Compact simulation guides subnanometer, femtosecond measures of energy transfer between quasiparticles and hot carriers at interfaces between metals and two-dimensional materials

Compact computational structure-function relations are needed to examine energy transfer between confined fields and carrier dynamics at heterostructure interfaces. This work used discrete dipole approximations to analyze quasiparticle excitation and dephasing at interfaces between metals and van der Waals materials. Simulations were compared with scanning transmission electron microscopy (STEM) for energy electron loss spectroscopy (EELS) at sub-nanometer resolution and femtosecond timescale. Artifacts like direct electron-hole pair generation were avoided. Comparing simulation with experiment distinguished quasiparticle energy transfer to hot carriers at the interface, and supported development of structure-function relations between interface morphology and emergent discrete and hybrid modes.
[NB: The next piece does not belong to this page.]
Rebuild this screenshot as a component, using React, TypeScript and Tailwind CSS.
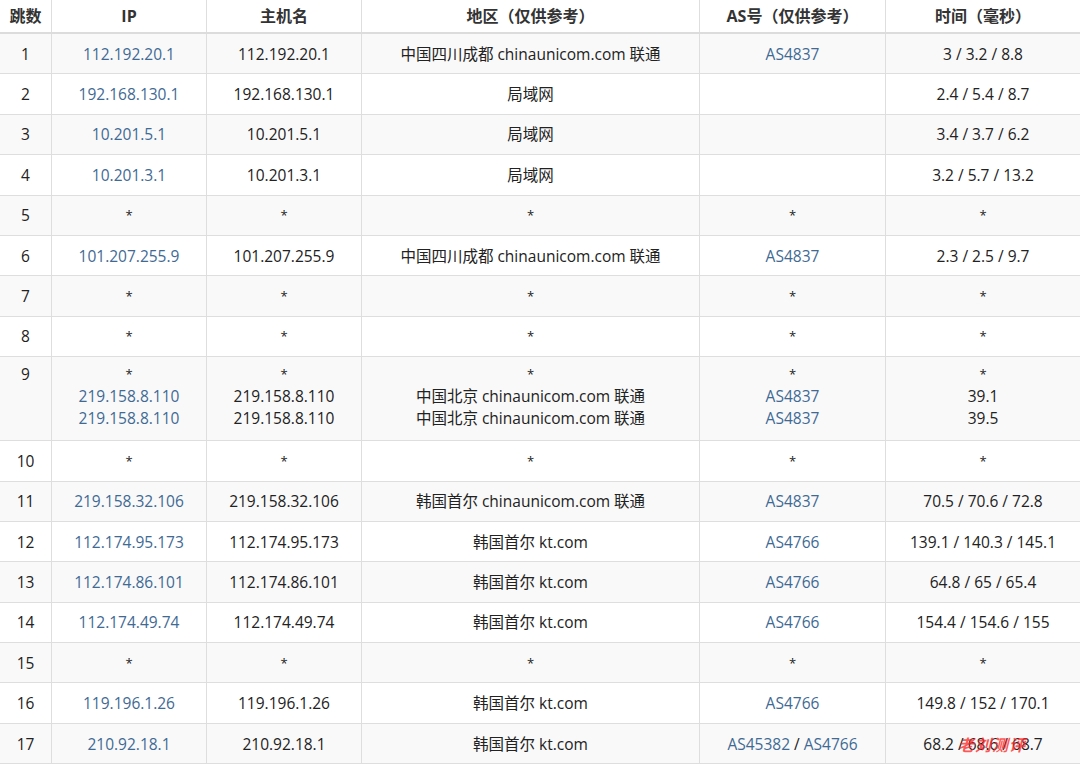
const link = "text-[#3f6a94]";

type Row = { n: string; ip: string[]; host: string[]; loc: string[]; as: string[]; t: string[] };

const s = (v: string) => [v];
const star = "*";
const rows: Row[] = [
  { n: "1", ip: s("112.192.20.1"), host: s("112.192.20.1"), loc: s("中国四川成都 chinaunicom.com 联通"), as: s("AS4837"), t: s("3 / 3.2 / 8.8") },
  { n: "2", ip: s("192.168.130.1"), host: s("192.168.130.1"), loc: s("局域网"), as: s(""), t: s("2.4 / 5.4 / 8.7") },
  { n: "3", ip: s("10.201.5.1"), host: s("10.201.5.1"), loc: s("局域网"), as: s(""), t: s("3.4 / 3.7 / 6.2") },
  { n: "4", ip: s("10.201.3.1"), host: s("10.201.3.1"), loc: s("局域网"), as: s(""), t: s("3.2 / 5.7 / 13.2") },
  { n: "5", ip: s(star), host: s(star), loc: s(star), as: s(star), t: s(star) },
  { n: "6", ip: s("101.207.255.9"), host: s("101.207.255.9"), loc: s("中国四川成都 chinaunicom.com 联通"), as: s("AS4837"), t: s("2.3 / 2.5 / 9.7") },
  { n: "7", ip: s(star), host: s(star), loc: s(star), as: s(star), t: s(star) },
  { n: "8", ip: s(star), host: s(star), loc: s(star), as: s(star), t: s(star) },
  {
    n: "9",
    ip: [star, "219.158.8.110", "219.158.8.110"],
    host: [star, "219.158.8.110", "219.158.8.110"],
    loc: [star, "中国北京 chinaunicom.com 联通", "中国北京 chinaunicom.com 联通"],
    as: [star, "AS4837", "AS4837"],
    t: [star, "39.1", "39.5"],
  },
  { n: "10", ip: s(star), host: s(star), loc: s(star), as: s(star), t: s(star) },
  { n: "11", ip: s("219.158.32.106"), host: s("219.158.32.106"), loc: s("韩国首尔 chinaunicom.com 联通"), as: s("AS4837"), t: s("70.5 / 70.6 / 72.8") },
  { n: "12", ip: s("112.174.95.173"), host: s("112.174.95.173"), loc: s("韩国首尔 kt.com"), as: s("AS4766"), t: s("139.1 / 140.3 / 145.1") },
  { n: "13", ip: s("112.174.86.101"), host: s("112.174.86.101"), loc: s("韩国首尔 kt.com"), as: s("AS4766"), t: s("64.8 / 65 / 65.4") },
  { n: "14", ip: s("112.174.49.74"), host: s("112.174.49.74"), loc: s("韩国首尔 kt.com"), as: s("AS4766"), t: s("154.4 / 154.6 / 155") },
  { n: "15", ip: s(star), host: s(star), loc: s(star), as: s(star), t: s(star) },
  { n: "16", ip: s("119.196.1.26"), host: s("119.196.1.26"), loc: s("韩国首尔 kt.com"), as: s("AS4766"), t: s("149.8 / 152 / 170.1") },
  { n: "17", ip: s("210.92.18.1"), host: s("210.92.18.1"), loc: s("韩国首尔 kt.com"), as: s("AS45382 / AS4766"), t: s("68.2 / 68.6 / 68.7") },
];

const cols = "grid grid-cols-[52px_155px_155px_338px_186px_194px]";

function Cell({ lines, blue, multi, last }: { lines: string[]; blue?: boolean; multi?: boolean; last?: boolean }) {
  return (
    <div className={`flex flex-col items-center ${multi ? "justify-start pt-[6px]" : "justify-center"} ${last ? "" : "border-r border-[#dedede]"}`}>
      {lines.map((l, i) => (
        <span key={i} className={`leading-[22px] ${blue && l !== star ? link : "text-[#222]"} ${l === star ? "text-[13px]" : ""}`}>
          {l.includes(" / AS") ? (
            <>
              <span className={link}>AS45382</span> <span className="text-[#222]">/</span> <span className={link}>AS4766</span>
            </>
          ) : (
            l
          )}
        </span>
      ))}
    </div>
  );
}

export default function App() {
  return (
    <div className="w-[1080px] h-[764px] overflow-hidden bg-white text-[15.5px] text-[#222]" style={{ fontFamily: '"Open Sans", "Noto Sans CJK SC", sans-serif' }}>
      <div className={`${cols} h-[34px] text-[16px] font-bold text-[#333] border-b-2 border-[#dcdcdc]`}>
        {["跳数", "IP", "主机名", "地区（仅供参考）", "AS号（仅供参考）", "时间（毫秒）"].map((h, i) => (
          <div key={h} className={`flex items-center justify-center ${i < 5 ? "border-r border-[#dedede]" : ""}`}>
            {h}
          </div>
        ))}
      </div>
      {rows.map((r, idx) => {
        const multi = r.ip.length > 1;
        return (
          <div
            key={r.n}
            className={`${cols} ${multi ? "h-[84px]" : "h-[40.4px]"} border-b border-[#dedede] ${idx % 2 === 0 ? "bg-[#f9f9f9]" : "bg-white"} relative`}
          >
            <Cell lines={[r.n]} multi={multi} />
            <Cell lines={r.ip} blue multi={multi} />
            <Cell lines={r.host} multi={multi} />
            <Cell lines={r.loc} multi={multi} />
            <Cell lines={r.as} blue multi={multi} />
            <Cell lines={r.t} multi={multi} last />
            {r.n === "17" && (
              <span className="absolute left-[958px] top-[9px] text-[16px] italic font-bold text-[#ff2a2a]/80 tracking-[1px]">
                老刘测评
              </span>
            )}
          </div>
        );
      })}
    </div>
  );
}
Fabrication and comparison of selective, transparent optics for concentrating solar systems

Concentrating optics enable solar thermal energy to be harvested at high temperature (<100oC). As the temperature of the receiver increases, radiative losses can become dominant. In many concentrating systems, the receiver is coated with a selectively absorbing surface (TiNOx, Black Chrome, etc.) to obtain higher efficiency. Commercial absorber coatings are well-developed to be highly absorbing for short (solar) wavelengths, but highly reflective at long (thermal emission) wavelengths. If a solar system requires an analogous transparent, non-absorbing optic – i.e. a cover material which is highly transparent at short wavelengths, but highly reflective at long wavelengths – the technology is simply not available. Low-e glass technology represents a commercially viable option for this sector, but it has only been optimized for visible light transmission. Optically thin metal hole-arrays are another feasible solution, but are often difficult to fabricate. This study investigates combinations of thin film coatings of transparent conductive oxides and nanoparticles as a potential low cost solution for selective solar covers. This paper experimentally compares readily available materials deposited on various substrates and ranks them via an ‘efficiency factor for selectivity’, which represents the efficiency of radiative exchange in a solar collector. Out of the materials studied, indium tin oxide and thin films of ZnS-Ag-ZnS represent the most feasible solutions for concentrated solar systems. Overall, this study provides an engineering design approach and guide for creating scalable, selective, transparent optics which could potentially be imbedded within conventional low-e glass production techniques.

Polarizability extraction for rapid computation of Fano resonance in nanoring lattices

Rapid modeling of far-field Fano resonance supported by lattices of complex nanostructures is possible with the coupled dipole approximation (CDA) using point, dipole polarizability extrapolated from a higher order discrete dipole approximation (DDA). Fano resonance in nanostructured metamaterials has been evaluated with CDA for spheroids, for which an analytical form of particle polarizability exists. For complex structures with non-analytic polarizability, such as rings, higher order electrodynamic solutions must be employed at the cost of computation time. Point polarizability is determined from the DDA by summing individual polarizable volume elements from the modeled structure. Extraction of single nanoring polarizability from DDA permitted CDA analysis of nanoring lattices with a 40,000-fold reduction in computational time over 1000 wavelengths. Maxima and minima of predicted Fano resonance energies were within 1% of full volume elements using the DDA. This modeling technique is amenable to other complex nanostructures which exhibit primarily dipolar and/or quadrupolar resonance behavior. Rapid analysis of coupling between plasmons and photon diffraction modes in lattices of nanostructures supports design of plasmonic enhancements in sustainable energy and biomedical devices.